Copy, from the entries below, each line where the word "that" can be found.

* _THE DATA_:
※ ※ ※

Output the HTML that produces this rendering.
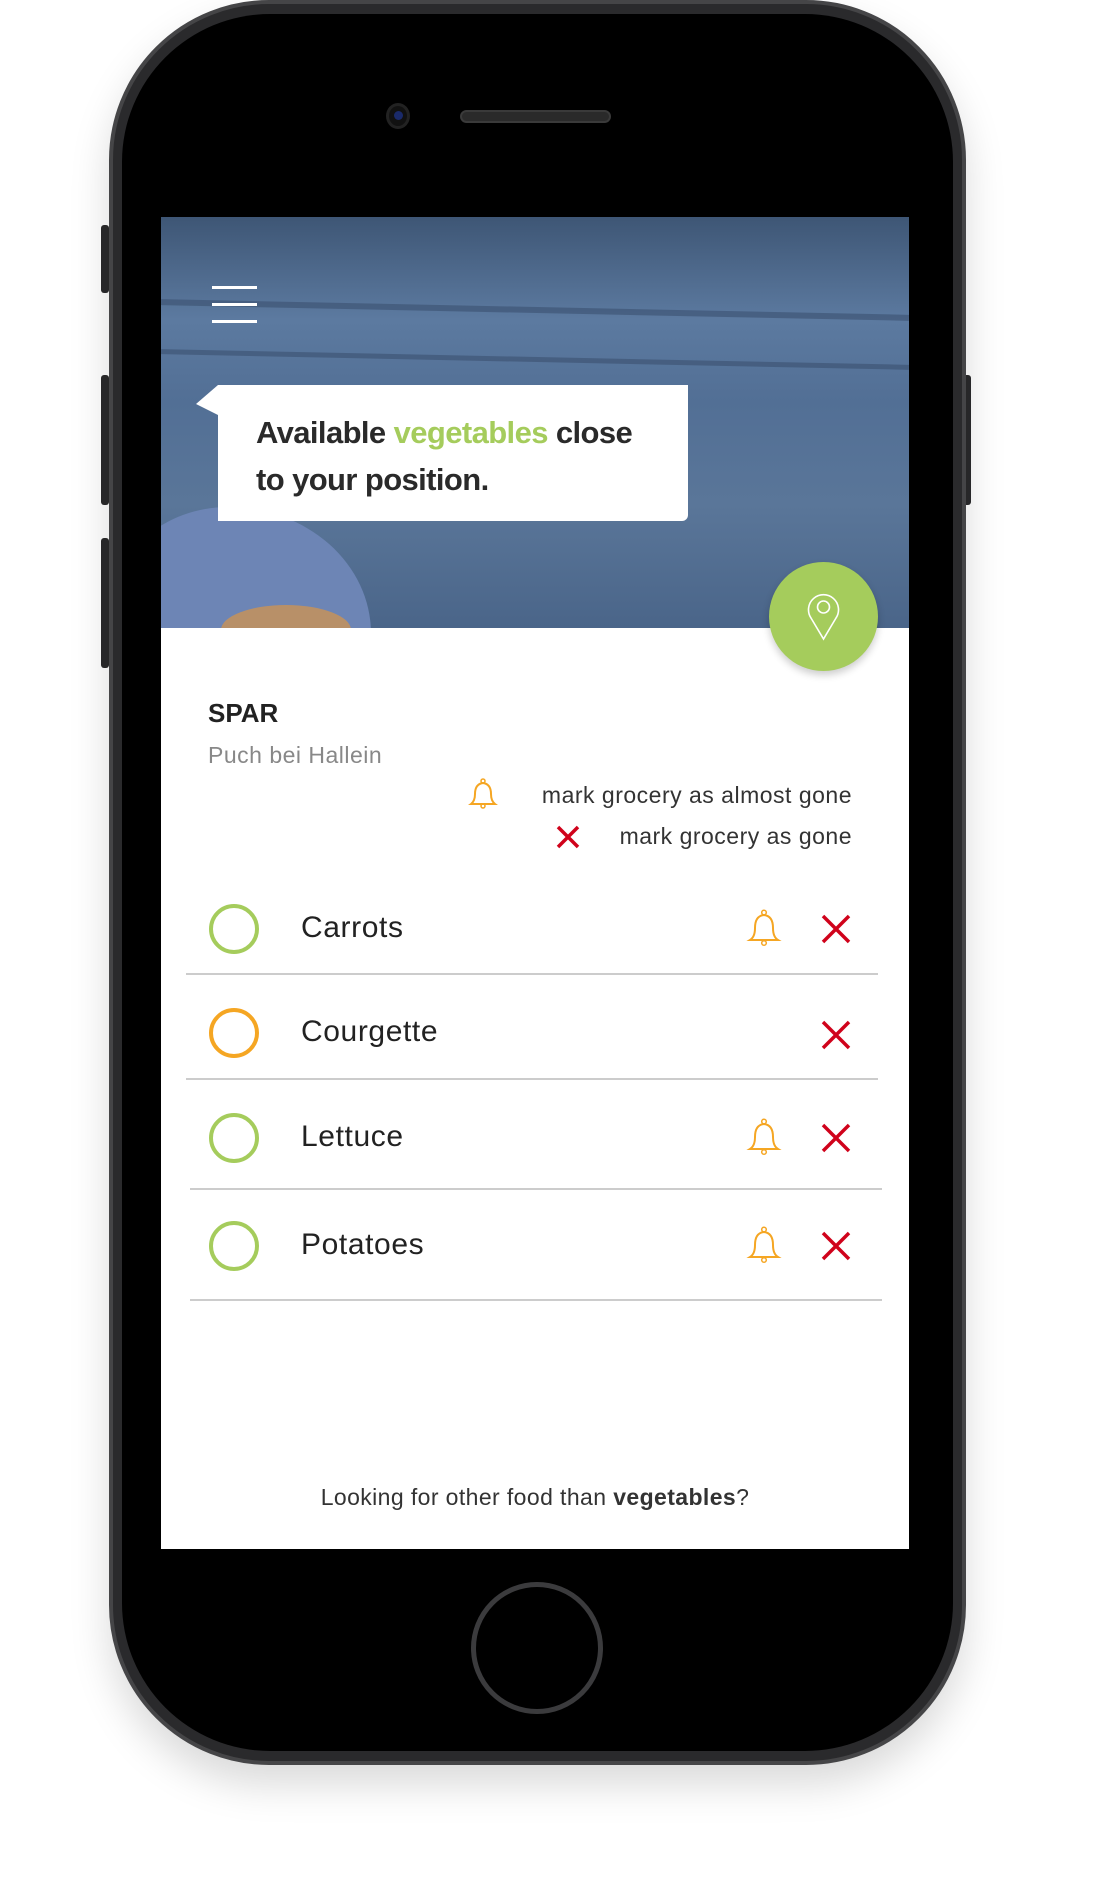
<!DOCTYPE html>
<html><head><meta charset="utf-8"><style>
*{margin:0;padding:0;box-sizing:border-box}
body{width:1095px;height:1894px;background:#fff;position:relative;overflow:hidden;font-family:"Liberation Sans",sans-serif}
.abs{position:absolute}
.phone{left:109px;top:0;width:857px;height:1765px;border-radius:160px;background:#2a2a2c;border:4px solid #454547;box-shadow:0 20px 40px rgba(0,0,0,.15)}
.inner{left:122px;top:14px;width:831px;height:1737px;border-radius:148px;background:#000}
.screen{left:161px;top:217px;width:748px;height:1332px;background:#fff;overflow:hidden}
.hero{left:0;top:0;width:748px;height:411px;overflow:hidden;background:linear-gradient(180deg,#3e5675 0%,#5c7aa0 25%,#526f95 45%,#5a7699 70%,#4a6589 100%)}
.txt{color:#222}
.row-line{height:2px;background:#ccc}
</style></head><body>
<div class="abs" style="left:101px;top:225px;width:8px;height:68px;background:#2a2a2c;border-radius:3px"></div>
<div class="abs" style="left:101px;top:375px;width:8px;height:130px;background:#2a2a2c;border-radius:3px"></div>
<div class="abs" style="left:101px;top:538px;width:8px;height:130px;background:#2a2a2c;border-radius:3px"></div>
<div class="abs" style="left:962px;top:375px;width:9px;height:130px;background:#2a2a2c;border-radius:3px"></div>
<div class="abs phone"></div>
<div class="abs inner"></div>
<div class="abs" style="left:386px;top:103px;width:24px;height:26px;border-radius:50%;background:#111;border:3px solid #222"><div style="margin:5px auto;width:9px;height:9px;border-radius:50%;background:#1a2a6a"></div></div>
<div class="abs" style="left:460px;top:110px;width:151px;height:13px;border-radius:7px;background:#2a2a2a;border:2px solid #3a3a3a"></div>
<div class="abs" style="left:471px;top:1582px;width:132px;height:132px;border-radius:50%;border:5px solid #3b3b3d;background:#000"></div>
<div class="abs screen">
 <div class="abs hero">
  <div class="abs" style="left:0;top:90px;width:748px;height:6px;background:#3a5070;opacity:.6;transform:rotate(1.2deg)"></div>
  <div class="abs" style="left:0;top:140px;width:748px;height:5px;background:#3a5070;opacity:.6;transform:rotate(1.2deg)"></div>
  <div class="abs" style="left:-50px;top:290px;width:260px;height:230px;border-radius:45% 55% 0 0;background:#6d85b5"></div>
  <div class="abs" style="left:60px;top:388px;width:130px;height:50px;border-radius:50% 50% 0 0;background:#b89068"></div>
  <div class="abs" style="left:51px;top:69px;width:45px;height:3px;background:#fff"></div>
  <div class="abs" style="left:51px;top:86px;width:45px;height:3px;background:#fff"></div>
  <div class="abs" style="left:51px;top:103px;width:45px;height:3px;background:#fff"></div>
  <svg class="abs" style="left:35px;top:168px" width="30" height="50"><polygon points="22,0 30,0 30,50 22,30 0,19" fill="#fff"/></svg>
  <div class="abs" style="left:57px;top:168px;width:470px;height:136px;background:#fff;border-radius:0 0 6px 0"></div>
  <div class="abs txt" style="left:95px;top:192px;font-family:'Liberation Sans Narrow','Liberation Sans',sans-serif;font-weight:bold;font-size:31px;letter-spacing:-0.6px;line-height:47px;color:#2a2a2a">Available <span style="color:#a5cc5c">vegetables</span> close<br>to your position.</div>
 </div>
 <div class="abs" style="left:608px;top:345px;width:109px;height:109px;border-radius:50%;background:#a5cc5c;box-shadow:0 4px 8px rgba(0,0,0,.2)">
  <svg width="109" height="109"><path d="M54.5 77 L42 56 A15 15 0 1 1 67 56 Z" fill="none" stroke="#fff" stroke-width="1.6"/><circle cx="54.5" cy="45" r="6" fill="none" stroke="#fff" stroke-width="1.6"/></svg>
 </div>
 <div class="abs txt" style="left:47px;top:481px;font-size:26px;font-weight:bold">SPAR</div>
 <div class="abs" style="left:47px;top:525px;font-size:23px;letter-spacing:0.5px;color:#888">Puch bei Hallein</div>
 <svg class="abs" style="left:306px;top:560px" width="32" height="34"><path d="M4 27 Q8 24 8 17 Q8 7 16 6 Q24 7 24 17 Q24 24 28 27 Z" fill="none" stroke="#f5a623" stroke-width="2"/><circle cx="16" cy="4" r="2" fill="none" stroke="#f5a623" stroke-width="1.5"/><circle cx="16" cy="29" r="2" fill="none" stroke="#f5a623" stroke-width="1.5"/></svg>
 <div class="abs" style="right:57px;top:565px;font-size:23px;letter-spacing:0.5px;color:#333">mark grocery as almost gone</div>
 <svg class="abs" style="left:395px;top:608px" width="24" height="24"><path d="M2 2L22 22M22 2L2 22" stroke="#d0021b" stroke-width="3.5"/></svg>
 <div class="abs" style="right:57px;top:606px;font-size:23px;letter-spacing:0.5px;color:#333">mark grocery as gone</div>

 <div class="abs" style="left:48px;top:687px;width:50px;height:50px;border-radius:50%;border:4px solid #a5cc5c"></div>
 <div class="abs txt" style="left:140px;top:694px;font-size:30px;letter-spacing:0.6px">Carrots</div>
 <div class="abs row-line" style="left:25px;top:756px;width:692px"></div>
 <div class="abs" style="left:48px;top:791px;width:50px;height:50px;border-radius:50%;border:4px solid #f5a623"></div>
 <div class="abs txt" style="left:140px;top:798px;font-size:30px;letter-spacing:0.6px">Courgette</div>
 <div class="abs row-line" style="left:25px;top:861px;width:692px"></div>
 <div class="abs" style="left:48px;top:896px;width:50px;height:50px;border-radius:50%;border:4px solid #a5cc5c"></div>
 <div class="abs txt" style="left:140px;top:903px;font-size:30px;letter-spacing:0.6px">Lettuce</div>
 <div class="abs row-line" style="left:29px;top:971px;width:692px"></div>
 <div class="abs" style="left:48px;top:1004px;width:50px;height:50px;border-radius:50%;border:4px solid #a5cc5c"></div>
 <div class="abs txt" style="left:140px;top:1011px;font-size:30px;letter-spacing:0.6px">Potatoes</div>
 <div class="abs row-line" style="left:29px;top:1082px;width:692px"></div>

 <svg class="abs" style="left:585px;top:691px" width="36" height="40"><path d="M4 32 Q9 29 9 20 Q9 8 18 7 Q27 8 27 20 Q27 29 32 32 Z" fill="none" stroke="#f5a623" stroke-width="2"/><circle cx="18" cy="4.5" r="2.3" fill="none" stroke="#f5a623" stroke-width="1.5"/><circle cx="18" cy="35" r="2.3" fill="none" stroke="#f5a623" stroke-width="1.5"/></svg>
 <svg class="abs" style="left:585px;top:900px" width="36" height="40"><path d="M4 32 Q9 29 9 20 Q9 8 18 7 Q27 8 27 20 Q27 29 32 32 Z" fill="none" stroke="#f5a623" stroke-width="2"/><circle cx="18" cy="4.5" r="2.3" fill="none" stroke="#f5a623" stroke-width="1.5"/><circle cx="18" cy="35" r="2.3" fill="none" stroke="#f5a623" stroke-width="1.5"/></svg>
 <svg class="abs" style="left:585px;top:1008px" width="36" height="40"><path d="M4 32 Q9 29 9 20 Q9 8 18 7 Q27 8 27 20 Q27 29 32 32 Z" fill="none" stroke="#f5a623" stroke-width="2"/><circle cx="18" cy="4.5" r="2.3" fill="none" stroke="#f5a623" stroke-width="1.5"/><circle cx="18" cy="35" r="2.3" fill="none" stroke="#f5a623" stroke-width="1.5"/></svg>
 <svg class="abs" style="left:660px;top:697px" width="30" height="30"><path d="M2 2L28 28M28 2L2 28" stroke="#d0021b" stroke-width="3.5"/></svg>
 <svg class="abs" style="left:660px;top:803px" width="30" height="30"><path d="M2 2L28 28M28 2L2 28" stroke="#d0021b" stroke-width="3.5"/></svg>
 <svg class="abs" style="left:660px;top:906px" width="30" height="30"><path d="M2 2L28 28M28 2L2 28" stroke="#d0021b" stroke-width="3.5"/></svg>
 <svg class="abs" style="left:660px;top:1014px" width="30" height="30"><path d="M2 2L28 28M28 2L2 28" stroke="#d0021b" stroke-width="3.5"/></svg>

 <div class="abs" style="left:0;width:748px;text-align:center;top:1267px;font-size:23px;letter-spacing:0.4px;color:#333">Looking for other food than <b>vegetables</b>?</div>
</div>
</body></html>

※ ※ ※

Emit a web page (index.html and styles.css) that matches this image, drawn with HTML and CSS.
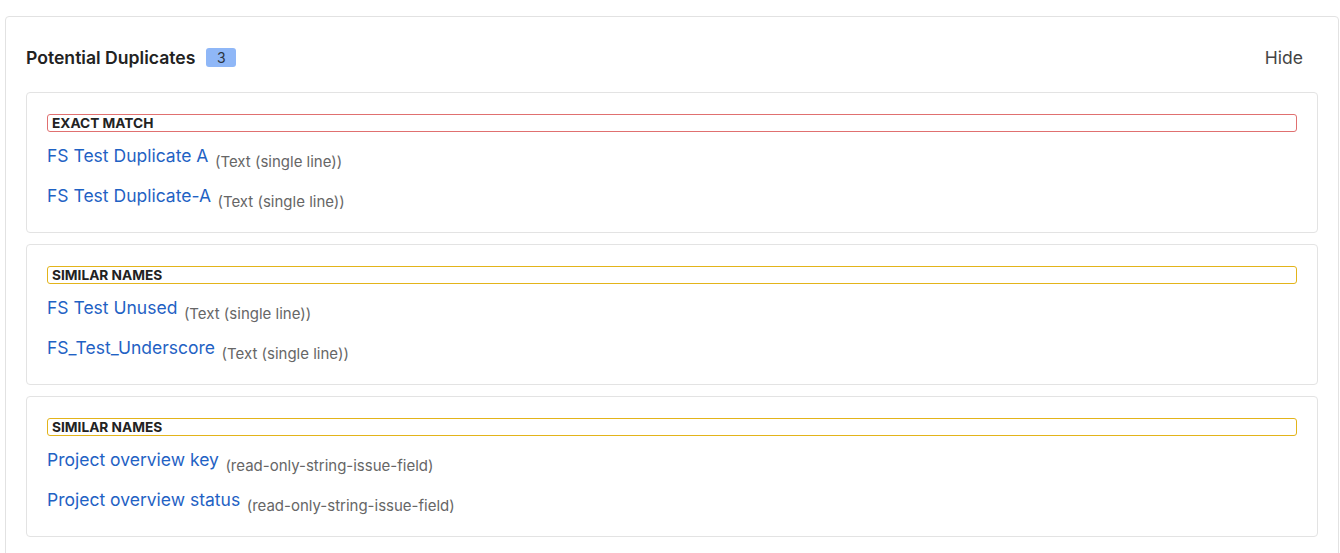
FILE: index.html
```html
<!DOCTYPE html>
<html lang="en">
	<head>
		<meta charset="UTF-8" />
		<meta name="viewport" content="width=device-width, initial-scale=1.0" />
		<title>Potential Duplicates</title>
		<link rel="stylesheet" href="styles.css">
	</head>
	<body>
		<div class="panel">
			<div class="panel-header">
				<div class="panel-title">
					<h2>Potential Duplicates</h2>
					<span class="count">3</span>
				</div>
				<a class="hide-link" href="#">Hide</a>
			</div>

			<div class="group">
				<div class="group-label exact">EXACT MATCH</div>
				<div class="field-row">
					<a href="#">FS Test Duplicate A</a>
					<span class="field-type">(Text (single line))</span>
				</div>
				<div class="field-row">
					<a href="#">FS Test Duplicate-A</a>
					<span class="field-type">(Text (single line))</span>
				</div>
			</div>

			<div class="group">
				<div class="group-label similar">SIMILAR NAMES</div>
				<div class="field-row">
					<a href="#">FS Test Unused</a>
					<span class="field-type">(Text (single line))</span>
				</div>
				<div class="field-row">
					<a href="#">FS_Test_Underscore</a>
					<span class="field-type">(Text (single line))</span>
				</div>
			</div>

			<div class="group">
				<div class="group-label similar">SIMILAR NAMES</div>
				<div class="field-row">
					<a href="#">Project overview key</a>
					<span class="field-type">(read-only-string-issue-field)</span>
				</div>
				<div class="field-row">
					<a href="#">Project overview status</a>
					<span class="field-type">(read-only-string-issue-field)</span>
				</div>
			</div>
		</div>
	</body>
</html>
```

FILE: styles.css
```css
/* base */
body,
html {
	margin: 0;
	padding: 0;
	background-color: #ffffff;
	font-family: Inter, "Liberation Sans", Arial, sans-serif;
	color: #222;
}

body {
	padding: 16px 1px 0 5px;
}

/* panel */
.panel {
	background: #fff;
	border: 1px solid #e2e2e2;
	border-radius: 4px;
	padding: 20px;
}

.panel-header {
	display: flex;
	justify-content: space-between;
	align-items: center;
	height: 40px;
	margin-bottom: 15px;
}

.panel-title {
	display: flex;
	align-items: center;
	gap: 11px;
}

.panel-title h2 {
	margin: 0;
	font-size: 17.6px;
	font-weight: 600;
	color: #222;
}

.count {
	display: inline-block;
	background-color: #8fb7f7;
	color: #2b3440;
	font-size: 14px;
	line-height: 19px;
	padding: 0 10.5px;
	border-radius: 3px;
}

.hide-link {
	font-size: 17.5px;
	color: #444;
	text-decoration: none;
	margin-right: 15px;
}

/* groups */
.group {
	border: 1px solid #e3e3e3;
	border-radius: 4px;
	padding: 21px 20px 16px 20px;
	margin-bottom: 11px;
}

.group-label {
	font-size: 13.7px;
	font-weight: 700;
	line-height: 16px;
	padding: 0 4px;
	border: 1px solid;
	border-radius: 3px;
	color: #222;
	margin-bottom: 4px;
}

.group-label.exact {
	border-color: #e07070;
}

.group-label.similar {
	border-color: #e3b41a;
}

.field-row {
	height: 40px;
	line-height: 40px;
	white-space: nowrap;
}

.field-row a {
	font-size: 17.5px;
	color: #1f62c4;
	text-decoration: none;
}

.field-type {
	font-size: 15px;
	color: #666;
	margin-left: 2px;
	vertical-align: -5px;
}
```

※ ※ ※

* _RESPONSE_:
Output the HTML that produces this rendering.
Emit a web page (index.html and styles.css) that matches this image, drawn with HTML and CSS.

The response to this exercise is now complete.